Nur eins ist anders geworden: Ich. Vor einem Jahr habe ich noch geschrieben: „Vielleicht geht man auch um zu verstehen, was man zurücklässt. Und gestärkt zurückzukommen.“ Aber was ist, wenn man feststellt, dass das alte Leben an allen Nähten spannt und drückt? Wie viel Neues sich in einem Jahr ansammelt, merkt man nicht nur am Übergepäck (32 Kilo!). Ich wollte nie eine derjenigen sein, die nach ihrer Rückkehr ob Deutschlands die Nase rümpfen: so viel Fleisch mit Soße, so viele Miesepeter, so wenig Service! Aber bei der Passkontrolle auf deutschem Boden merke ich: Da ist was dran. Ich habe meinen amerikanischen Srahlemodus noch nicht verlassen und lächele. Der Flughafenbeamte starrt vor sich hin. Ich lächele breiter, er starrt immer noch. Ich lächele weiter, dann bewegen sich seine Mundwinkel: „Sie haben da was an der Backe.“ Flugzeugfrühstücksjoghurt.
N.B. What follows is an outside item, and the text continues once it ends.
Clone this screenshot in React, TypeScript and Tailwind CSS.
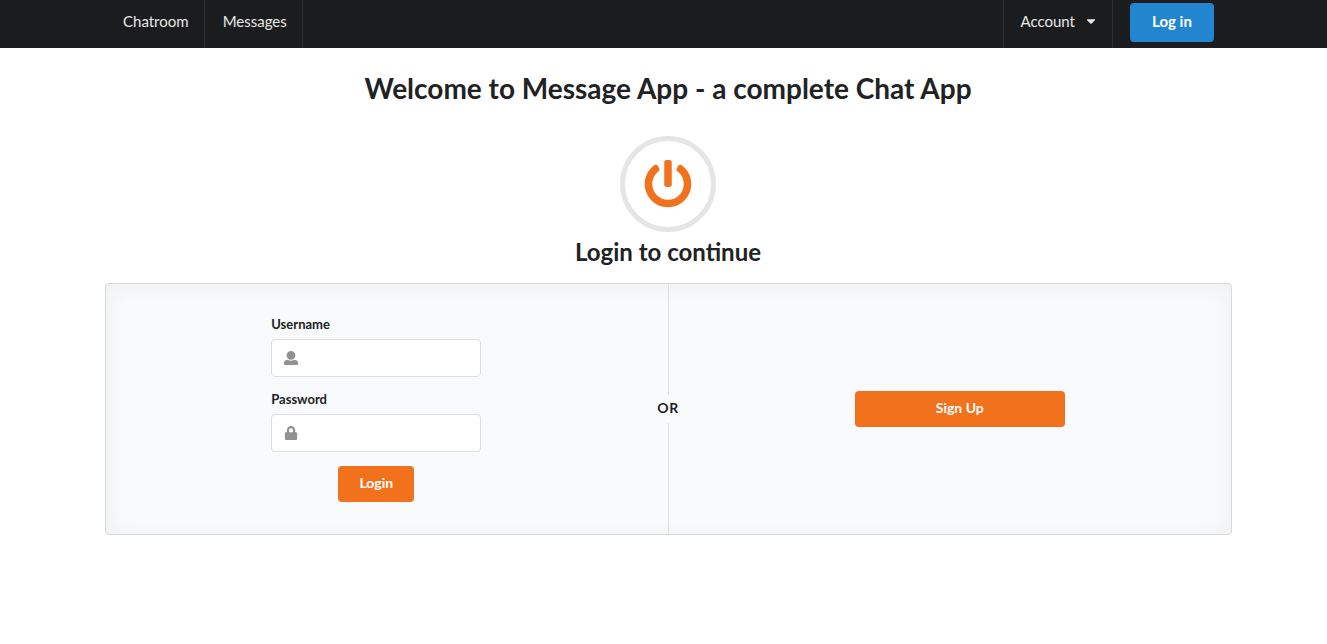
import React from "react";
import { FaCaretDown, FaLock, FaPowerOff } from "react-icons/fa";

function UserIcon({ className }: { className?: string }) {
  return (
    <svg viewBox="0 0 512 512" fill="currentColor" aria-hidden="true" className={className}>
      <path d="M256 0c88.366 0 160 71.634 160 160s-71.634 160-160 160S96 248.366 96 160 167.634 0 256 0zm183.283 333.821l-71.313-17.828c-74.923 53.89-165.738 41.864-223.94 0l-71.313 17.828C29.981 344.505 0 382.903 0 426.955V464c0 26.51 21.49 48 48 48h416c26.51 0 48-21.49 48-48v-37.045c0-44.052-29.981-82.45-72.717-93.134z" />
    </svg>
  );
}

function NavBar() {
  return (
    <nav className="bg-[#1b1c1d] pr-[95px] pl-[105px] text-[15px] leading-5 text-white/90">
      <div className="flex h-12 items-stretch">
        <a href="#chatroom" className="flex items-center border-r border-white/8 pr-[15px] pb-1.5 pl-[18px]">
          Chatroom
        </a>
        <a href="#messages" className="flex items-center border-r border-white/8 pr-[15px] pb-1.5 pl-[18px]">
          Messages
        </a>
        <div className="ml-auto flex items-stretch">
          <button
            type="button"
            aria-haspopup="menu"
            className="flex cursor-pointer items-center border-x border-white/8 pr-[14px] pb-1.5 pl-4"
          >
            Account
            <FaCaretDown className="ml-[9px] size-[14px]" aria-hidden="true" />
          </button>
          <div className="flex items-center pr-[18px] pb-[3px] pl-[17px]">
            <a
              href="#login"
              className="flex h-[39px] w-[84px] items-center justify-center rounded bg-[#2185d0] pb-[3px] font-bold text-white"
            >
              Log in
            </a>
          </div>
        </div>
      </div>
    </nav>
  );
}

function Field({
  id,
  label,
  type,
  icon,
}: {
  id: string;
  label: string;
  type: string;
  icon: React.ReactNode;
}) {
  return (
    <div className="w-full">
      <label htmlFor={id} className="mb-[5px] block text-[13px] leading-5 font-bold">
        {label}
      </label>
      <div className="relative">
        <span className="pointer-events-none absolute inset-y-0 left-0 flex w-10 items-center justify-center text-[#909191]">
          {icon}
        </span>
        <input
          id={id}
          name={id}
          type={type}
          className="h-[38px] w-full rounded border border-[#dededf] bg-white pr-3 pl-10 text-sm outline-none focus:border-[#85b7d9]"
        />
      </div>
    </div>
  );
}

export default function App() {
  return (
    <div className="min-h-screen bg-white font-['Lato',sans-serif] text-[#212223]">
      <NavBar />
      <main className="pt-[22px] pr-[95px] pl-[105px]">
        <header className="flex flex-col items-center pr-px">
          <h1 className="text-[28px] leading-9 font-bold">
            Welcome to Message App - a complete Chat App
          </h1>
          <div className="mt-[30px] flex size-24 items-center justify-center rounded-full border-[5px] border-[#e5e5e5]">
            <FaPowerOff className="size-12 text-[#f2711c]" aria-hidden="true" />
          </div>
          <h2 className="mt-1 text-2xl leading-8 font-bold">Login to continue</h2>
        </header>

        <section className="relative mt-[15px] grid w-full grid-cols-2 items-center gap-x-[43px] rounded border border-[#d8d9da] bg-[#f9fafb] pt-[30px] pr-px pb-8 shadow-[inset_0_2px_25px_rgba(34,36,38,0.05)]">
          <form
            className="flex w-[210px] flex-col items-center justify-self-center"
            onSubmit={(e) => e.preventDefault()}
          >
            <Field id="username" label="Username" type="text" icon={<UserIcon className="size-[14px]" />} />
            <div className="mt-3 w-full">
              <Field
                id="password"
                label="Password"
                type="password"
                icon={<FaLock className="size-[14px]" aria-hidden="true" />}
              />
            </div>
            <button
              type="submit"
              className="mt-[14px] h-9 w-[76px] cursor-pointer rounded bg-[#f2711c] pb-0.5 text-sm font-bold text-white"
            >
              Login
            </button>
          </form>

          <button
            type="button"
            className="mt-0.5 h-9 w-[210px] cursor-pointer justify-self-center rounded bg-[#f2711c] pb-0.5 text-sm font-bold text-white"
          >
            Sign Up
          </button>

          <div className="pointer-events-none absolute inset-0 flex flex-col items-center">
            <span className="w-px flex-1 bg-[#dededf]" />
            <span className="flex h-7 items-center pr-px pb-0.5 text-sm font-bold tracking-wider">OR</span>
            <span className="w-px flex-1 bg-[#dededf]" />
          </div>
        </section>
      </main>
    </div>
  );
}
Jemand Kluges sagte mal: Stereotype sind Statistiken, die sich niemand zu erheben traute. Im Ausland lernt man mehr über das eigene Land als über die Fremde. Dieses Meta-Wissen erschwert die Reintegration. Das Begrüßungskomitee am Flughafen erwartet die Wlada, die es vor einem Jahr verabschiedet hat. Natürlich kehrt keine gänzlich neue Person zurück. Aber ganz sicher eine Wlada +.